# [Exercise instructions]
Find the string "styles" and gather every line that holds it.

# [Given data]
-- START --

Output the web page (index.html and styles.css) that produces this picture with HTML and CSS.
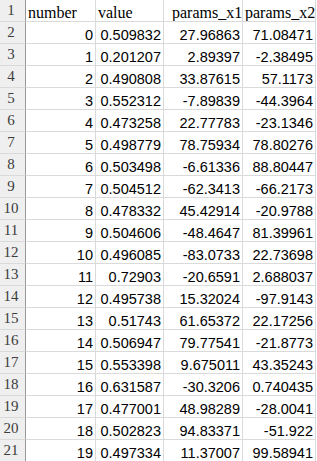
FILE: index.html
```html
<!DOCTYPE html>
<html lang="en">
<head>
<meta charset="utf-8">
<title>Sheet</title>
<link rel="stylesheet" href="styles.css">
</head>
<body>
<div class="sheet">
  <div class="rh">1</div><div class="c hd">number</div><div class="c hd">value</div><div class="c hd hd-x1">params_x1</div><div class="c hd">params_x2</div>
  <div class="rh">2</div><div class="c n">0</div><div class="c n">0.509832</div><div class="c n">27.96863</div><div class="c n">71.08471</div>
  <div class="rh">3</div><div class="c n">1</div><div class="c n">0.201207</div><div class="c n">2.89397</div><div class="c n">-2.38495</div>
  <div class="rh">4</div><div class="c n">2</div><div class="c n">0.490808</div><div class="c n">33.87615</div><div class="c n">57.1173</div>
  <div class="rh">5</div><div class="c n">3</div><div class="c n">0.552312</div><div class="c n">-7.89839</div><div class="c n">-44.3964</div>
  <div class="rh">6</div><div class="c n">4</div><div class="c n">0.473258</div><div class="c n">22.77783</div><div class="c n">-23.1346</div>
  <div class="rh">7</div><div class="c n">5</div><div class="c n">0.498779</div><div class="c n">78.75934</div><div class="c n">78.80276</div>
  <div class="rh">8</div><div class="c n">6</div><div class="c n">0.503498</div><div class="c n">-6.61336</div><div class="c n">88.80447</div>
  <div class="rh">9</div><div class="c n">7</div><div class="c n">0.504512</div><div class="c n">-62.3413</div><div class="c n">-66.2173</div>
  <div class="rh">10</div><div class="c n">8</div><div class="c n">0.478332</div><div class="c n">45.42914</div><div class="c n">-20.9788</div>
  <div class="rh">11</div><div class="c n">9</div><div class="c n">0.504606</div><div class="c n">-48.4647</div><div class="c n">81.39961</div>
  <div class="rh">12</div><div class="c n">10</div><div class="c n">0.496085</div><div class="c n">-83.0733</div><div class="c n">22.73698</div>
  <div class="rh">13</div><div class="c n">11</div><div class="c n">0.72903</div><div class="c n">-20.6591</div><div class="c n">2.688037</div>
  <div class="rh">14</div><div class="c n">12</div><div class="c n">0.495738</div><div class="c n">15.32024</div><div class="c n">-97.9143</div>
  <div class="rh">15</div><div class="c n">13</div><div class="c n">0.51743</div><div class="c n">61.65372</div><div class="c n">22.17256</div>
  <div class="rh">16</div><div class="c n">14</div><div class="c n">0.506947</div><div class="c n">79.77541</div><div class="c n">-21.8773</div>
  <div class="rh">17</div><div class="c n">15</div><div class="c n">0.553398</div><div class="c n">9.675011</div><div class="c n">43.35243</div>
  <div class="rh">18</div><div class="c n">16</div><div class="c n">0.631587</div><div class="c n">-30.3206</div><div class="c n">0.740435</div>
  <div class="rh">19</div><div class="c n">17</div><div class="c n">0.477001</div><div class="c n">48.98289</div><div class="c n">-28.0041</div>
  <div class="rh">20</div><div class="c n">18</div><div class="c n">0.502823</div><div class="c n">94.83371</div><div class="c n">-51.922</div>
  <div class="rh">21</div><div class="c n">19</div><div class="c n">0.497334</div><div class="c n">11.37007</div><div class="c n">99.58941</div>
</div>
</body>
</html>
```
FILE: styles.css
```css
html, body {
  margin: 0;
  padding: 0;
  background: #ffffff;
}

.sheet {
  display: grid;
  grid-template-columns: 26px 70px 68px 79px 73px;
  grid-auto-rows: 22px;
  width: 316px;
}

.rh,
.c {
  box-sizing: border-box;
  height: 22px;
  border-bottom: 1px solid #dadada;
  border-right: 1px solid #dadada;
  display: flex;
  align-items: flex-end;
  white-space: nowrap;
  overflow: hidden;
}

.rh {
  background: #efefef;
  border-right: 1px solid #9a9a9a;
  justify-content: center;
  padding-right: 3px;
  padding-bottom: 2px;
  font-family: "Liberation Serif", serif;
  font-size: 15px;
  line-height: 17px;
  color: #3c3c3c;
}

.hd {
  font-family: "Liberation Serif", serif;
  font-size: 16px;
  line-height: 17px;
  color: #000;
  padding-left: 2px;
}

.hd-x1 {
  padding-left: 8px;
}

.n {
  font-family: "Liberation Sans", Arial, sans-serif;
  font-size: 14.5px;
  line-height: 16px;
  color: #000;
  justify-content: flex-end;
  padding-right: 2px;
}
```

-- END --

# [Complete output]
Output the web page (index.html and styles.css) that produces this picture with HTML and CSS.
<link rel="stylesheet" href="styles.css">
FILE: styles.css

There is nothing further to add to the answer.